Quarterly contracts turning into five‑year deals? Samsung reportedly weighing long‑term memory agreements
What Samsung is reportedly considering
It has been reported that Samsung Electronics is weighing a move away from the industry norm of short quarterly contracts toward multi‑year memory supply deals — possibly stretching to five years — with major customers to ease an ongoing memory shortage. The proposal, reportedly raised by Samsung’s senior management, would mark a notable shift in how DRAM and NAND supply is negotiated in a market long defined by spot pricing and short-term commitments.
Why the change matters
DRAM and NAND flash are central to smartphones, servers and cloud infrastructure. Short contracts make prices volatile and complicate capacity planning for both makers and buyers. Long‑term agreements could stabilise supply and revenue forecasts, encouraging the big memory producers to invest in capacity with more certainty. But there are trade‑offs: multi‑year deals can lock buyers into a supplier at the expense of price flexibility, and they concentrate strategic leverage with a handful of suppliers.

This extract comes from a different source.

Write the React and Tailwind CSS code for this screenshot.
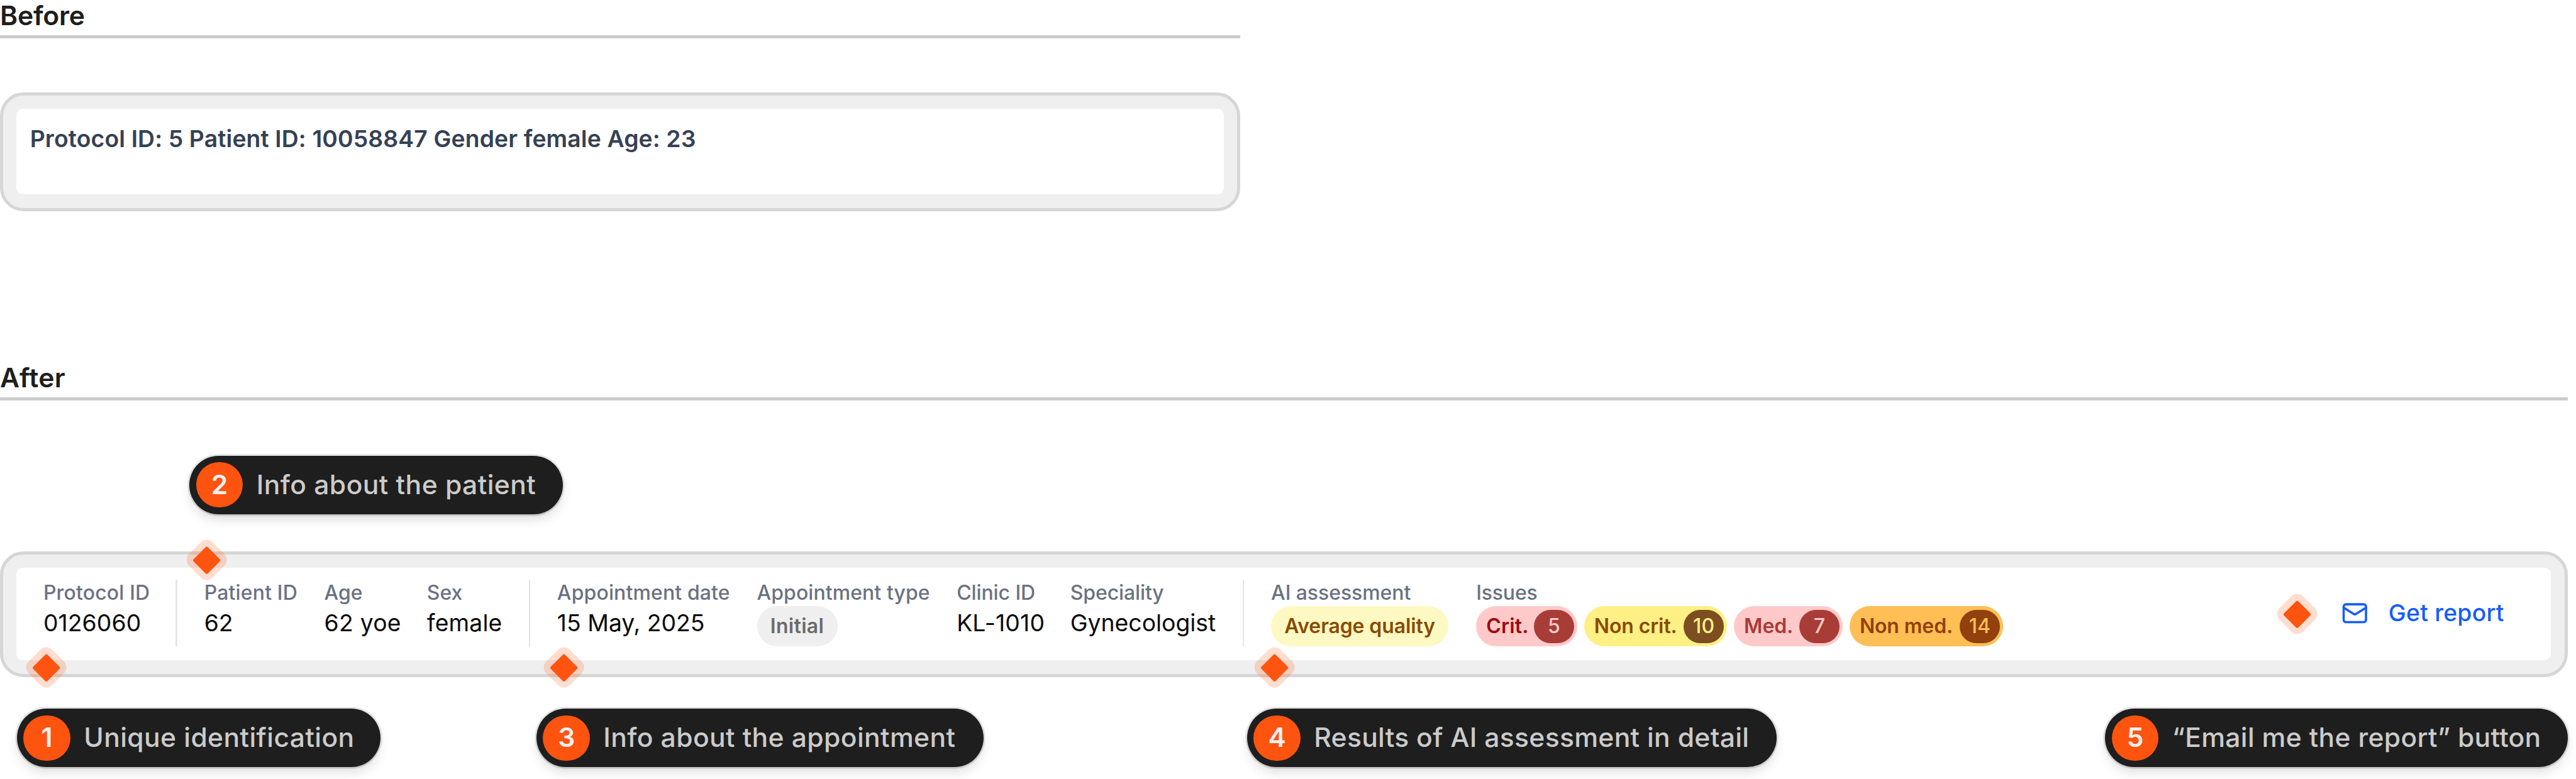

Market and geopolitical context
For Western readers unfamiliar with China’s tech landscape: Chinese device makers and cloud providers are some of the largest global consumers of memory chips, but domestic production of advanced memory remains limited — Yangtze Memory Technologies (长江存储) and others are scaling up, yet US export controls on advanced chipmaking gear complicate rapid catch‑up. Against that backdrop, a long‑term contracting push by Samsung would have both commercial and geopolitical resonance. It could shore up supply for Chinese customers, but also draw scrutiny amid broader trade tensions and efforts by governments to secure semiconductor supply chains.
What’s next
Industry watchers note several open questions: Which customers would sign long deals? At what price and volume? And how would rivals like SK Hynix and Micron respond? It has been reported that discussions are ongoing; market participants will be watching for formal announcements that could reshape memory markets and device makers’ procurement strategies.